また、ナロー化によってRITの可変範囲が大きすぎると考えました。可変範囲を狭める改造を試みましたが、大した効果がなかったので、原回路に戻しました。
今時のリグなら、ズレているなんてあり得ません。飾りのツマミです。

送信部

パワーは7W程度出ていましたが、バンドエッジで5Wまで落ちます。
受信回路をいじった後、気づいたらパワーが出なくなりました。
原因は送信回路の電源9Vを制御するトランジスタTR36(JA1600)の故障と判明、2SC1815に変更して対処しました。
復旧後にドライバとファイナルを調整、10Wの出力を得ました。バンドエッジの落ち込みは、パワーアンプ部が高めの周波数に同調していたことと、144MHzまでのミキサー・逓倍回路の同調ずれが原因でした。
スプリアスですが、2倍高調波が-58dBでもう一息です。
 X:50MHz/div、 Y:10dB/div  F=145.04MHz
また、上記周波数構成に記しましたがが、16MHzを9逓倍(X3X3)しており、96MHzの成分が見えます。
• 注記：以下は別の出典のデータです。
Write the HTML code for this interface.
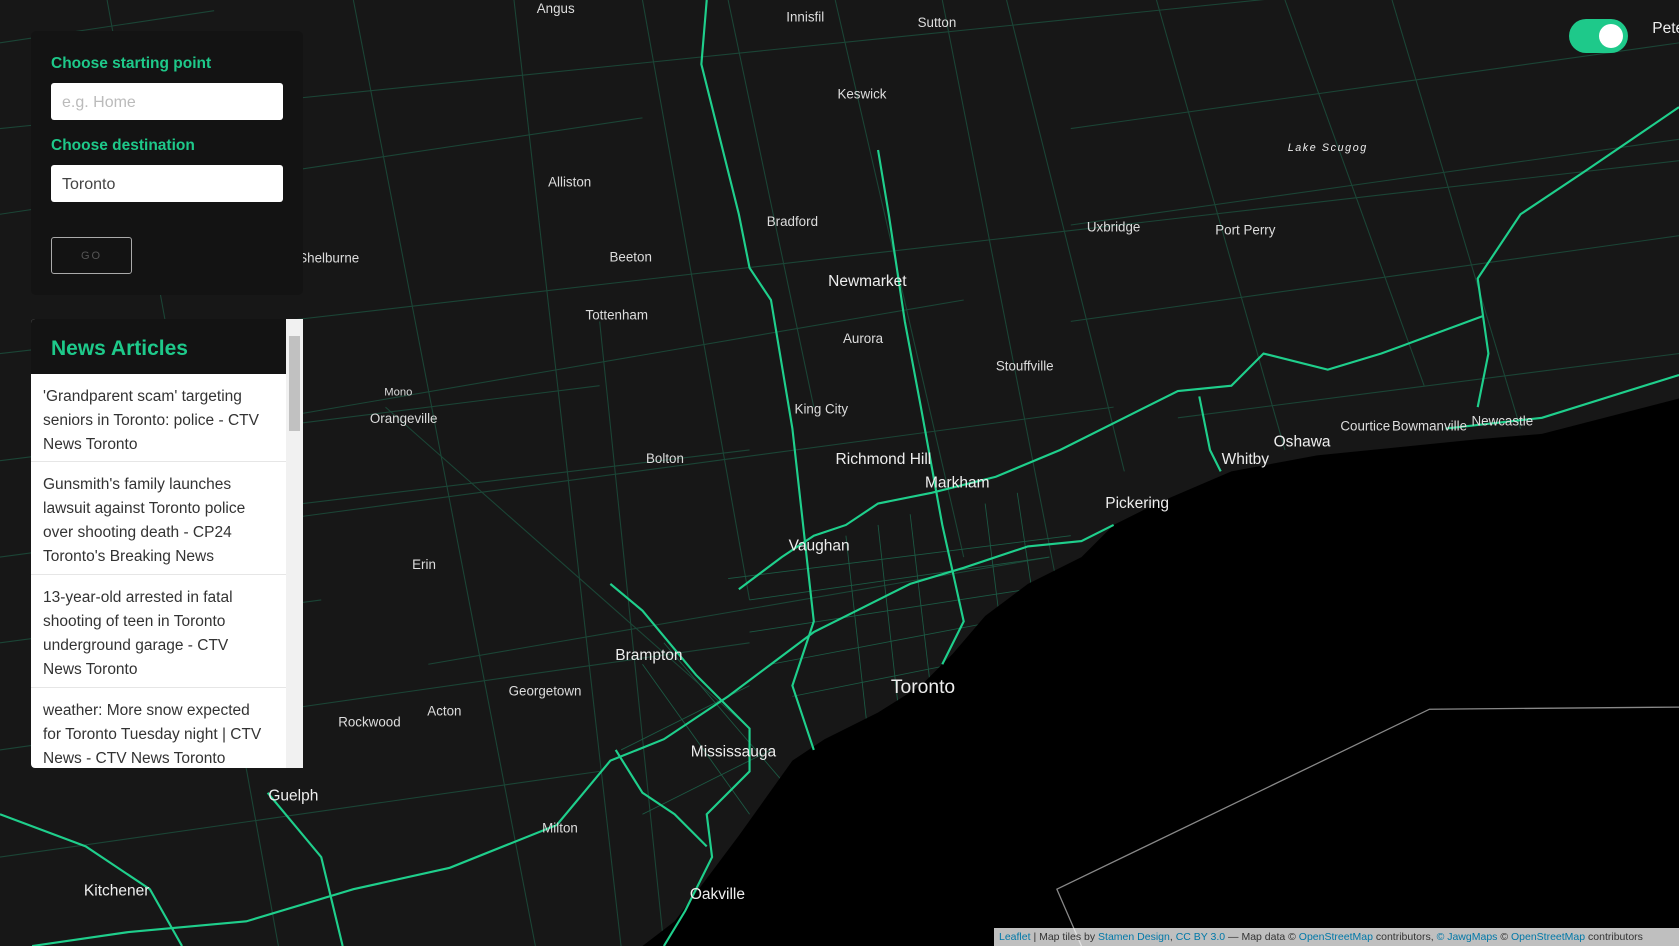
<!DOCTYPE html>
<html><head><meta charset="utf-8"><style>
*{margin:0;padding:0;box-sizing:border-box}
body{width:1679px;height:946px;overflow:hidden;background:#171717;font-family:"Liberation Sans",sans-serif;position:relative}
svg.map{position:absolute;left:0;top:0}
.panel{position:absolute;left:31px;top:31px;width:272px;height:264px;background:#131313;border-radius:5px}
.lbl{position:absolute;left:20px;color:#1ec98a;font-weight:bold;font-size:15.5px}
.inp{position:absolute;left:20px;width:232px;height:37px;background:#fff;border-radius:3px;font-size:16px;padding:11px 11px;color:#444}
.go{position:absolute;left:20px;top:206px;width:81px;height:37px;border:1px solid #aaa;border-radius:3px;color:#555;font-size:11px;letter-spacing:2px;text-align:center;line-height:37px}
.news{position:absolute;left:31px;top:319px;width:272px;height:449px;background:#fff;overflow:hidden;border-radius:4px 0 0 4px}
.nh{height:55px;background:#131313;width:255px;color:#1ec98a;font-weight:bold;font-size:21px;padding:18px 20px}
.it{width:255px;border-bottom:1px solid #e6e6e6;padding:11px 18px 10px 12px;font-size:15.5px;line-height:24px;color:#333}
.sb{position:absolute;right:0;top:0;width:17px;height:449px;background:#f1f1f1}
.th{position:absolute;left:3px;top:17px;width:11px;height:95px;background:#c1c1c1}
.attr{position:absolute;right:0;bottom:0;height:18px;width:685px;background:rgba(255,255,255,.75);font-size:10.5px;color:#333;padding:3px 5px;white-space:nowrap}
.attr b{color:#0078a8;font-weight:normal}
.tog{position:absolute;left:1569px;top:19px;width:59px;height:34px;background:#1ec98a;border-radius:17px}
.tog i{position:absolute;right:5px;top:5px;width:24px;height:24px;background:#fff;border-radius:50%}
</style></head><body>
<svg class="map" width="1679" height="946" viewBox="0 0 1568 883" preserveAspectRatio="none" font-family="Liberation Sans, sans-serif">
<rect width="1568" height="883" fill="#171717"/>
<g stroke="#1b4536" stroke-width="1" fill="none">
<path d="M0 120 L1568 -40"/><path d="M0 330 L1568 150"/><path d="M0 520 L1040 380"/><path d="M0 700 L700 600"/>
<path d="M100 0 L260 883"/><path d="M330 0 L500 883"/><path d="M600 0 L700 560"/><path d="M880 0 L990 560"/><path d="M1080 0 L1200 420"/><path d="M1300 0 L1420 400"/>
<path d="M0 200 L600 110"/><path d="M200 400 L900 280"/><path d="M400 620 L980 520"/><path d="M1000 120 L1568 40"/><path d="M1000 300 L1568 220"/>
<path d="M780 0 L900 520"/><path d="M480 0 L580 883"/><path d="M0 800 L560 720"/><path d="M1200 0 L1330 360"/>
<path d="M360 380 L700 680"/><path d="M0 600 L300 560"/>
<path d="M0 40 L200 10"/><path d="M1000 210 L1568 130"/><path d="M1100 390 L1568 330"/><path d="M940 0 L1050 440"/><path d="M680 0 L760 380"/>
<path d="M200 480 L700 420"/><path d="M560 300 L620 883"/><path d="M0 430 L560 360"/>
</g>
<g stroke="#1c5a44" stroke-width="0.8" fill="none">
<path d="M700 560 L980 520"/><path d="M700 590 L960 550"/><path d="M720 620 L930 580"/><path d="M740 650 L890 620"/><path d="M680 540 L1000 500"/>
<path d="M790 500 L810 680"/><path d="M820 490 L840 670"/><path d="M850 480 L870 650"/><path d="M920 470 L935 590"/><path d="M950 460 L965 560"/>
<path d="M600 620 L700 760"/><path d="M620 600 L740 740"/><path d="M580 700 L700 640"/><path d="M600 760 L720 700"/>
</g>
<path d="M1568 372 L1440 405 L1380 410 L1300 418 L1230 425 L1150 440 L1080 470 L1040 490 L1010 520 L960 545 L920 575 L890 610 L860 640 L820 665 L770 690 L740 710 L715 745 L690 780 L660 820 L630 860 L600 883 L1568 883 Z" fill="#000"/>
<path d="M1568 660 L1335 662 L987 830 L1010 883" stroke="#888" stroke-width="1.2" fill="none"/>
<g stroke="#1fcf8c" stroke-width="2" fill="none">
<path d="M660 0 L655 60 L690 200 L700 250 L720 280 L740 400 L760 580 L740 640 L760 700"/>
<path d="M820 140 L830 200 L845 300 L860 380 L880 490 L900 580 L880 620"/>
<path d="M1568 100 L1480 160 L1420 200 L1380 260 L1390 330 L1380 380"/>
<path d="M1385 295 L1290 330 L1240 345 L1180 330 L1150 360 L1100 365 L1050 390 L990 420 L930 445 L870 460 L820 470 L790 490 L760 500 L730 520 L690 550"/>
<path d="M1040 490 L1010 505 L960 510 L900 530 L850 545 L800 570 L760 590 L720 620 L680 650 L620 690 L570 710 L520 770 L420 810 L330 830 L230 860 L120 870 L30 883"/>
<path d="M570 545 L600 570 L650 630 L700 680 L700 720 L660 760 L665 800 L640 850 L620 883"/>
<path d="M575 700 L600 740 L630 760 L660 790"/>
<path d="M1568 350 L1440 390 L1350 400"/>
<path d="M0 760 L80 790 L140 830 L170 883"/>
<path d="M250 740 L300 800 L320 883"/>
<path d="M1120 370 L1130 420 L1140 440"/>
</g>
<g fill="#ddd" font-size="12.5" text-anchor="middle">
<text x="519" y="12">Angus</text><text x="752" y="20">Innisfil</text><text x="875" y="25">Sutton</text>
<text x="805" y="92">Keswick</text><text x="532" y="174">Alliston</text><text x="740" y="211">Bradford</text>
<text x="1040" y="216">Uxbridge</text><text x="1163" y="219">Port Perry</text><text x="589" y="244">Beeton</text>
<text x="307" y="245">Shelburne</text><text x="576" y="298">Tottenham</text><text x="806" y="320">Aurora</text>
<text x="957" y="346">Stouffville</text><text x="372" y="369" font-size="10.5">Mono</text><text x="377" y="395">Orangeville</text>
<text x="767" y="386">King City</text><text x="1275" y="402">Courtice</text><text x="1335" y="402">Bowmanville</text>
<text x="1403" y="397">Newcastle</text><text x="621" y="432">Bolton</text><text x="396" y="531">Erin</text>
<text x="509" y="649">Georgetown</text><text x="415" y="668">Acton</text><text x="345" y="678">Rockwood</text>
<text x="523" y="777">Milton</text>
</g>
<g fill="#eee" font-size="14.5" text-anchor="middle">
<text x="810" y="267">Newmarket</text><text x="825" y="433">Richmond Hill</text><text x="894" y="455">Markham</text>
<text x="1163" y="433">Whitby</text><text x="1216" y="417">Oshawa</text><text x="1062" y="474">Pickering</text>
<text x="765" y="514">Vaughan</text><text x="606" y="616">Brampton</text><text x="685" y="706">Mississauga</text>
<text x="274" y="747">Guelph</text><text x="109" y="836">Kitchener</text><text x="670" y="839">Oakville</text>
<text x="862" y="647" font-size="18">Toronto</text>
<text x="1240" y="141" font-size="10" font-style="italic" letter-spacing="1.5">Lake Scugog</text>
<text x="1543" y="31" text-anchor="start">Pete</text>
</g>
</svg>
<div class="tog"><i></i></div>
<div class="panel">
<div class="lbl" style="top:24px">Choose starting point</div>
<div class="inp" style="top:52px;color:#bbb">e.g. Home</div>
<div class="lbl" style="top:106px">Choose destination</div>
<div class="inp" style="top:134px">Toronto</div>
<div class="go">GO</div>
</div>
<div class="news">
<div class="nh">News Articles</div>
<div class="it" style="height:88px">'Grandparent scam' targeting seniors in Toronto: police - CTV News Toronto</div>
<div class="it" style="height:113px">Gunsmith's family launches lawsuit against Toronto police over shooting death - CP24 Toronto's Breaking News</div>
<div class="it" style="height:113px">13-year-old arrested in fatal shooting of teen in Toronto underground garage - CTV News Toronto</div>
<div class="it" style="height:113px">weather: More snow expected for Toronto Tuesday night | CTV News - CTV News Toronto</div>
<div class="sb"><div class="th"></div></div>
</div>
<div class="attr"><b>Leaflet</b> | Map tiles by <b>Stamen Design</b>, <b>CC BY 3.0</b> — Map data © <b>OpenStreetMap</b> contributors, <b>© JawgMaps</b> © <b>OpenStreetMap</b> contributors</div>
</body></html>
コイルを細かく調整した最終結果ですが、これ以上は仕方ないでしょう。

その他

メンテナンスに非常に苦労するリグです。基板からボリュームやスイッチ類への配線がハンダ付けやピンコネクタであり、送受信基板をメンテするのに約40か所もの取り外し作業が必要です。しっかりとメモを取って分解しないと、再組立てで分からなくなり、悲惨なことになります。
しかも、発振基板上のバンドパスフィルタからの配線は、基板裏面でハンダ付けされています! 基板を完全に取り外すのは断念しました。数年後のリグなら、3-10P程度のコネクタ接続でしょう。
分解組立が面倒なので、今から写真をわざわざ取ることも行いません。もうメンテナンスは御免ですHi。
大きめのリグですが、常置場所で運用するだけでなくモービル機でも使えます。入手した時、モービルブラケットが付属してきました。説明書にも、運用例を写真で紹介しています。時代を感じます。
ユニークな点ですが、マイクコネクタが左右に1個ずつあります。理由は、説明書の抜粋をご覧下さい。
「同時に2つのマイクを使うこともできます」という箇所、笑ってしまうのは失礼でしょうか。